The five charts that accompany this piece trace the regional divergence in U.S. housing production over the past decade and what the divergence implies for the affordability picture across regions. The data sources are public; the analytical work synthesises them into a clearer picture than the individual data sets produce on their own.
Chart one
The first chart maps housing-permit volume by state across the past decade, indexed to the state's population. The patterns are striking. The Sun Belt and Mountain West states have permitted construction at rates that approach or exceed historical averages; the coastal states with the most acute affordability pressures have permitted at meaningfully lower rates.
Chart two
The second chart layers in the affordability data. The states that have permitted at higher rates show smaller increases in the affordability-stress index over the decade; the states that have permitted at lower rates show larger increases. The relationship is direct.
Chart three
The third chart breaks down the production by structure type. The Sun Belt and Mountain West permitting has skewed toward single-family construction; the urban-coastal permitting that has happened has skewed toward multifamily. The composition matters for the affordability question.
Chart four
The fourth chart traces the price-per-square-foot pattern across the same period. The states that have permitted more have, on average, kept price-per-square-foot growth closer to the inflation rate; the states that have permitted less have seen price-per-square-foot growth that has substantially outpaced inflation.
Chart five
The fifth chart shows the migration patterns that the broader picture has produced.

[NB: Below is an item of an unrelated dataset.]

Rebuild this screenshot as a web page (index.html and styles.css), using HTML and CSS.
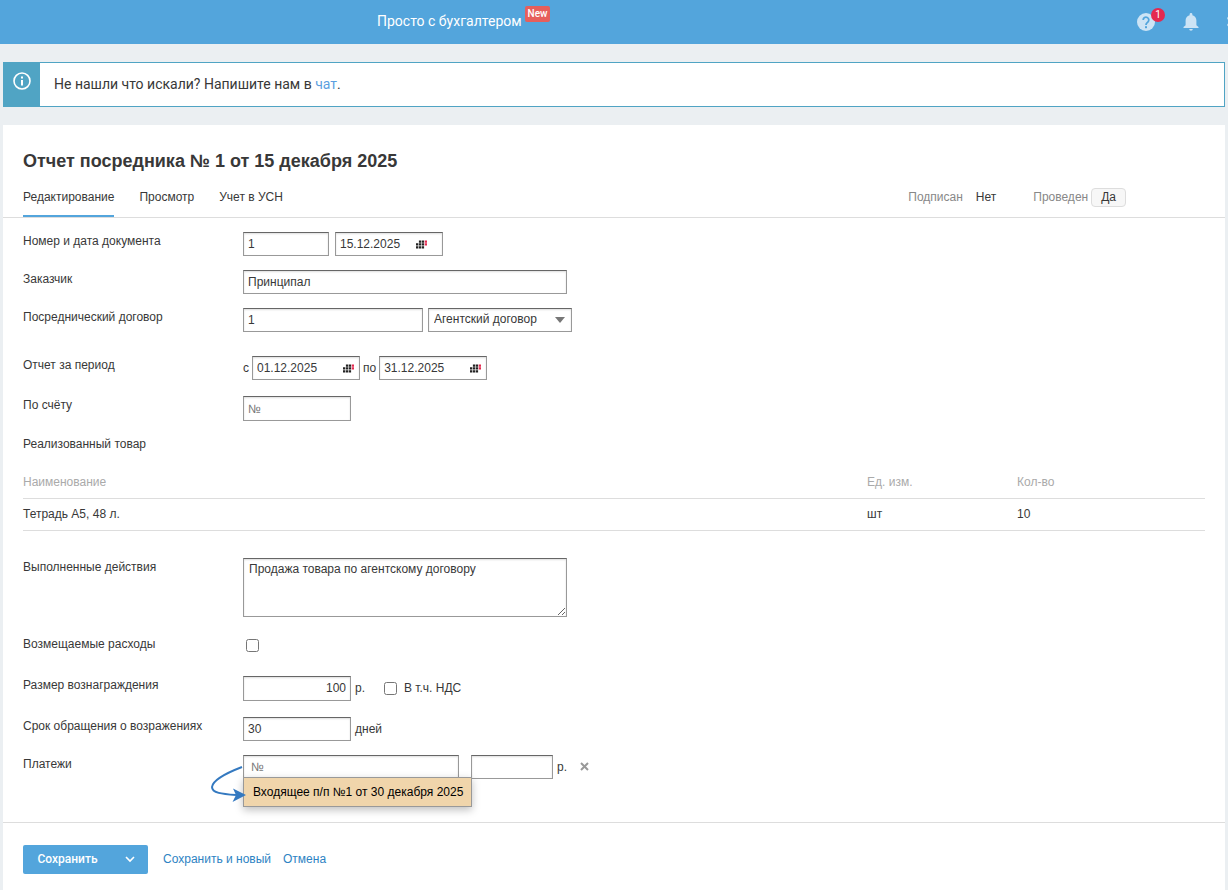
FILE: index.html
```html
<!DOCTYPE html>
<html lang="ru">
<head>
    <meta charset="UTF-8">
    <meta name="viewport" content="width=device-width, initial-scale=1.0">
    <title>Отчет посредника № 1 от 15 декабря 2025</title>
    <link rel="stylesheet" href="styles.css">
</head>
<body>
    <svg class="sprite" aria-hidden="true">
        <symbol id="calendar" viewBox="0 0 11 9">
            <path fill="#222" d="M0 3.300h2.300v2.300H0zM0 6.200h2.300v2.300H0zM2.900 .4h2.300v2.300H2.900zM2.900 3.300h2.300v2.300H2.900zM2.900 6.200h2.300v2.300H2.900zM5.800 .4h2.300v2.300H5.800zM5.800 3.300h2.300v2.300H5.800zM5.800 6.200h2.300v2.300H5.800z"/>
            <path fill="#e4294f" d="M8.700 .4H11v2.300H8.700zM8.700 3.300H11v2.300H8.700z"/>
        </symbol>
    </svg>

    <header class="topbar">
        <a href="#" class="topbar-link">Просто с бухгалтером</a>
        <span class="badge-new">New</span>
        <div class="topbar-icons">
            <button type="button" class="icon-btn" aria-label="Помощь">
                <svg width="18" height="18" viewBox="0 0 18 18">
                    <circle cx="9" cy="9" r="9" fill="#cde4f5"/>
                    <path d="M6.200 7a2.800 2.800 0 1 1 4.500 2.200C9.700 10 9 10.400 9 12" fill="none" stroke="#53a5dc" stroke-width="1.800"/>
                    <rect x="8" y="13.200" width="2" height="2" fill="#53a5dc"/>
                </svg>
                <span class="counter">1</span>
            </button>
            <button type="button" class="icon-btn" aria-label="Уведомления">
                <svg width="16" height="18" viewBox="0 0 16 18">
                    <path d="M6.600 1.400a1.400 1.400 0 0 1 2.800 0v.8C12 2.800 13.400 4.900 13.400 7.500v4.700L15.500 14v1H.5v-1l2.100-1.800V7.500C2.600 4.900 4 2.800 6.600 2.200zM6.200 16h3.600a1.800 1.800 0 0 1-3.600 0z" fill="#cde4f5"/>
                </svg>
            </button>
            <button type="button" class="icon-btn" aria-label="Настройки">
                <svg width="18" height="18" viewBox="0 0 18 18">
                    <path d="M0 5l3-3 4 1 1-3h3l1 3 3-1 3 4-2 3 2 3-3 4-3-1-1 3H8l-1-3-4 1-3-4 2-3z" fill="#cde4f5"/>
                </svg>
            </button>
        </div>
    </header>

    <div class="notice">
        <div class="notice-icon">
            <svg width="18" height="18" viewBox="0 0 18 18">
                <circle cx="9" cy="9" r="8" fill="none" stroke="#fff" stroke-width="1.600"/>
                <path d="M8 4.500h2v2H8zM8 8h2v5.500H8z" fill="#fff"/>
            </svg>
        </div>
        <p class="notice-text">Не нашли что искали? Напишите нам в <a href="#">чат</a>.</p>
    </div>

    <main class="panel">
        <h1 class="title">Отчет посредника № 1 от 15 декабря 2025</h1>

        <div class="tabs-row">
            <nav class="tabs">
                <a href="#" class="tab active">Редактирование</a>
                <a href="#" class="tab">Просмотр</a>
                <a href="#" class="tab">Учет в УСН</a>
            </nav>
            <div class="statuses">
                <span class="status-name">Подписан</span>
                <button type="button" class="status-btn">Нет</button>
                <span class="status-name posted">Проведен</span>
                <button type="button" class="status-btn on">Да</button>
            </div>
        </div>

        <form class="form">
            <div class="row">
                <label for="number">Номер и дата документа</label>
                <div class="fields">
                    <input type="text" class="input w-number" id="number" value="1">
                    <div class="date">
                        <input type="text" class="date-first" value="15.12.2025" aria-label="Дата документа">
                        <button type="button" aria-label="Календарь"><svg width="11" height="9"><use href="#calendar"/></svg></button>
                    </div>
                </div>
            </div>

            <div class="row">
                <label for="customer">Заказчик</label>
                <div class="fields">
                    <input type="text" class="input w-wide" id="customer" value="Принципал">
                </div>
            </div>

            <div class="row row-contract">
                <label for="contract">Посреднический договор</label>
                <div class="fields">
                    <input type="text" class="input w-contract" id="contract" value="1">
                    <div class="select">
                        <select aria-label="Вид договора">
                            <option>Агентский договор</option>
                        </select>
                        <svg width="10" height="6" viewBox="0 0 10 6"><path d="M0 0h10L5 6z" fill="#777"/></svg>
                    </div>
                </div>
            </div>

            <div class="row row-period">
                <label for="from">Отчет за период</label>
                <div class="fields period">
                    <span>с</span>
                    <div class="date">
                        <input type="text" id="from" value="01.12.2025">
                        <button type="button" aria-label="Календарь"><svg width="11" height="9"><use href="#calendar"/></svg></button>
                    </div>
                    <span>по</span>
                    <div class="date">
                        <input type="text" value="31.12.2025" aria-label="По дату">
                        <button type="button" aria-label="Календарь"><svg width="11" height="9"><use href="#calendar"/></svg></button>
                    </div>
                </div>
            </div>

            <div class="row">
                <label for="invoice">По счёту</label>
                <div class="fields">
                    <input type="text" class="input w-short" id="invoice" placeholder="№">
                </div>
            </div>

            <h2 class="goods-title">Реализованный товар</h2>
            <table class="goods">
                <thead>
                    <tr>
                        <th>Наименование</th>
                        <th class="col-side">Ед. изм.</th>
                        <th class="col-qty">Кол-во</th>
                    </tr>
                </thead>
                <tbody>
                    <tr>
                        <td>Тетрадь А5, 48 л.</td>
                        <td>шт</td>
                        <td>10</td>
                    </tr>
                </tbody>
            </table>

            <div class="row row-actions">
                <label for="actions">Выполненные действия</label>
                <textarea class="input w-wide" id="actions">Продажа товара по агентскому договору</textarea>
            </div>

            <div class="row row-expenses">
                <label for="expenses">Возмещаемые расходы</label>
                <div class="fields">
                    <input type="checkbox" id="expenses">
                </div>
            </div>

            <div class="row row-reward">
                <label for="reward">Размер вознаграждения</label>
                <div class="fields">
                    <input type="text" class="input w-short right" id="reward" value="100">
                    <span class="unit">р.</span>
                    <input type="checkbox" class="vat" id="vat">
                    <label for="vat">В т.ч. НДС</label>
                </div>
            </div>

            <div class="row">
                <label for="term">Срок обращения о возражениях</label>
                <div class="fields">
                    <input type="text" class="input w-short" id="term" value="30">
                    <span class="unit">дней</span>
                </div>
            </div>

            <div class="row row-payment">
                <label for="payment">Платежи</label>
                <div class="fields">
                    <div class="payment">
                        <input type="text" class="input w-payment" id="payment" placeholder="№">
                        <svg class="arrow" width="38" height="42" viewBox="0 0 38 42">
                            <path d="M33 6C20 11 4 18 3 26C3 32 13 33 27 34" fill="none" stroke="#3479c0" stroke-width="2"/>
                            <path d="M37 34L24 27.500L27 34L23.500 41z" fill="#3479c0"/>
                        </svg>
                        <a href="#" class="suggest">Входящее п/п №1 от 30 декабря 2025</a>
                    </div>
                    <input type="text" class="input w-sum" aria-label="Сумма">
                    <span class="unit">р.</span>
                    <button type="button" class="remove" aria-label="Удалить">
                        <svg width="9" height="9" viewBox="0 0 9 9"><path d="M1 1l7 7M8 1L1 8" stroke="#999" stroke-width="2"/></svg>
                    </button>
                </div>
            </div>
        </form>

        <footer class="actions">
            <div class="save">
                <button type="button" class="save-main">Сохранить</button>
                <button type="button" class="save-more" aria-label="Ещё">
                    <svg width="10" height="7" viewBox="0 0 10 7"><path d="M1 1l4 4 4-4" fill="none" stroke="#fff" stroke-width="1.600"/></svg>
                </button>
            </div>
            <a href="#">Сохранить и новый</a>
            <a href="#">Отмена</a>
        </footer>
    </main>
</body>
</html>
```
FILE: styles.css
```css
:root {
    --primary: #53a5dc;
    --notice: #50a4c4;
    --link: #2d83c3;
    --background: #ebeff2;
    --line: #ddd;
    --text: #383838;
    --text-light: #888;
}

* {
    box-sizing: border-box;
    margin: 0;
    padding: 0;
}

body {
    font-family: "Liberation Sans", Arial, sans-serif;
    font-size: 12px;
    line-height: 18px;
    color: var(--text);
    background: var(--background);
    min-height: 100vh;
    display: flex;
    flex-direction: column;
}

a {
    color: var(--link);
    text-decoration: none;
}

button,
input,
select,
textarea {
    font: inherit;
    color: inherit;
}

button {
    border: none;
    background: none;
    cursor: pointer;
}

.sprite {
    display: none;
}

/* Top bar */
.topbar {
    display: flex;
    align-items: flex-start;
    height: 44px;
    padding-left: 377px;
    background: var(--primary);
    font-family: Roboto, sans-serif;
    overflow: hidden;
}

.topbar-link {
    margin-top: 12px;
    font-size: 14px;
    color: #fff;
}

.badge-new {
    margin: 6px 0 0 3px;
    padding: 0 3px;
    border-radius: 2px;
    background: #e65f5c;
    color: #fff;
    font-size: 10px;
    font-weight: 500;
    line-height: 16px;
}

.topbar-icons {
    display: flex;
    gap: 28px;
    margin: 13px -17px 0 auto;
}

.icon-btn {
    position: relative;
    height: 18px;
}

.icon-btn svg {
    display: block;
}

.counter {
    position: absolute;
    top: -5px;
    left: 14px;
    width: 14px;
    height: 14px;
    border-radius: 50%;
    background: #e4294f;
    color: #fff;
    font-size: 10px;
    line-height: 14px;
    text-align: center;
}

/* Notice */
.notice {
    display: flex;
    margin: 18px 3px;
    border: 1px solid var(--notice);
    background: #fff;
    font-family: Roboto, sans-serif;
    font-size: 14px;
}

.notice-icon {
    width: 36px;
    padding: 9px;
    background: var(--notice);
}

.notice-icon svg {
    display: block;
}

.notice-text {
    padding: 12px 14px 13px;
}

.notice-text a {
    color: #5c9fdf;
}

/* Panel */
.panel {
    flex: 1;
    margin: 0 3px;
    background: #fff;
}

.title {
    padding: 24px 20px 0;
    font-size: 18px;
    line-height: 24px;
}

.tabs-row {
    display: flex;
    justify-content: space-between;
    padding: 15px 99px 0 20px;
    border-bottom: 1px solid var(--line);
}

.tabs {
    display: flex;
    gap: 25px;
}

.tab {
    padding-bottom: 9px;
    border-bottom: 2px solid transparent;
    color: var(--text);
}

.tab.active {
    border-color: var(--primary);
}

.statuses {
    display: flex;
    align-items: flex-start;
}

.status-name {
    color: var(--text-light);
}

.status-name.posted {
    margin-left: 27px;
}

.status-btn {
    margin-left: 3px;
    padding: 0 9px;
    border: 1px solid transparent;
    border-radius: 4px;
    line-height: 17px;
}

.status-btn.on {
    border-color: #ddd;
    background: #f7f7f7;
}

/* Form */
.form {
    padding: 14px 20px 29px;
}

.row {
    display: grid;
    grid-template-columns: 220px 1fr;
    align-items: start;
    margin-bottom: 14px;
}

.row-contract {
    margin-bottom: 24px;
}

.row-period,
.row-reward {
    margin-bottom: 16px;
}

.row-actions {
    margin-top: 27px;
    margin-bottom: 18px;
}

.row-expenses {
    margin-bottom: 19px;
}

.fields {
    display: flex;
    align-items: center;
}

.row-expenses .fields {
    height: 22px;
}

.input,
.date,
.select {
    height: 24px;
    border: 1px solid #999;
    border-top-color: #666;
    background: #fff;
    box-shadow: inset 0 1px 2px #ddd;
}

.input {
    padding: 0 4px;
}

.input::placeholder {
    color: #777;
}

#invoice,
#reward {
    height: 25px;
}

textarea.input {
    display: block;
    height: 59px;
    padding: 1px 5px;
}

.w-number {
    width: 86px;
    margin-right: 6px;
}

.w-wide {
    width: 324px;
}

.w-contract {
    width: 180px;
    margin-right: 5px;
}

.w-short {
    width: 108px;
}

.w-payment {
    width: 216px;
    padding-left: 7px;
}

.w-sum {
    width: 82px;
    margin-left: 12px;
}

.right {
    text-align: right;
}

.date {
    display: flex;
    align-items: center;
    width: 108px;
}

.date input {
    width: 90px;
    height: 20px;
    padding-left: 4px;
    border: none;
    background: none;
}

.date .date-first {
    width: 80px;
}

.date button {
    display: flex;
}

.period {
    gap: 3px;
}

.select {
    position: relative;
    width: 144px;
}

.select select {
    width: 100%;
    height: 20px;
    padding: 0 5px;
    border: none;
    background: none;
    appearance: none;
}

.select svg {
    position: absolute;
    top: 8px;
    right: 6px;
    pointer-events: none;
}

.unit {
    margin-left: 4px;
}

input[type="checkbox"] {
    margin: 0 7px 0 3px;
}

.fields .vat {
    margin-left: 19px;
}

.payment {
    position: relative;
    display: flex;
}

.arrow {
    position: absolute;
    top: 6px;
    left: -34px;
    z-index: 2;
}

.suggest {
    position: absolute;
    top: 22px;
    left: 0;
    padding: 5px 8px 5px 9px;
    border: 1px solid #999;
    background: #f0d5ab;
    box-shadow: 0 3px 8px rgba(0,0,0,0.25);
    color: #000;
    white-space: nowrap;
}

.remove {
    margin-left: 13px;
}

/* Goods table */
.goods-title {
    font-size: 12px;
    font-weight: 400;
}

.goods {
    width: 100%;
    margin-top: 13px;
    border-collapse: collapse;
    table-layout: fixed;
}

.goods th,
.goods td {
    height: 32px;
    border-bottom: 1px solid var(--line);
    text-align: left;
    font-weight: 400;
}

.goods th {
    color: #aaa;
}

.col-side {
    width: 150px;
}

.col-qty {
    width: 188px;
}

/* Footer actions */
.actions {
    display: flex;
    align-items: center;
    padding: 22px 20px 16px;
    border-top: 1px solid var(--line);
}

.actions a {
    margin-left: 12px;
}

.save {
    display: flex;
    margin-right: 3px;
    border-radius: 2px;
    background: var(--primary);
    color: #fff;
    font-family: Roboto, sans-serif;
}

.save-main {
    width: 89px;
    height: 29px;
    font-weight: 500;
}

.save-more {
    width: 36px;
}
```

Net migration has flowed from the lower-permitting states to the higher-permitting states at rates that exceed historical patterns; the migration is itself one of the affordability-relief mechanisms at the national level.
What the charts together show
What the charts together show is that the housing-affordability picture is, at the national level, more about where construction is happening than about whether it is happening overall. The country is producing housing; the housing is being produced in places that are not always the places where the demand most exceeds the supply.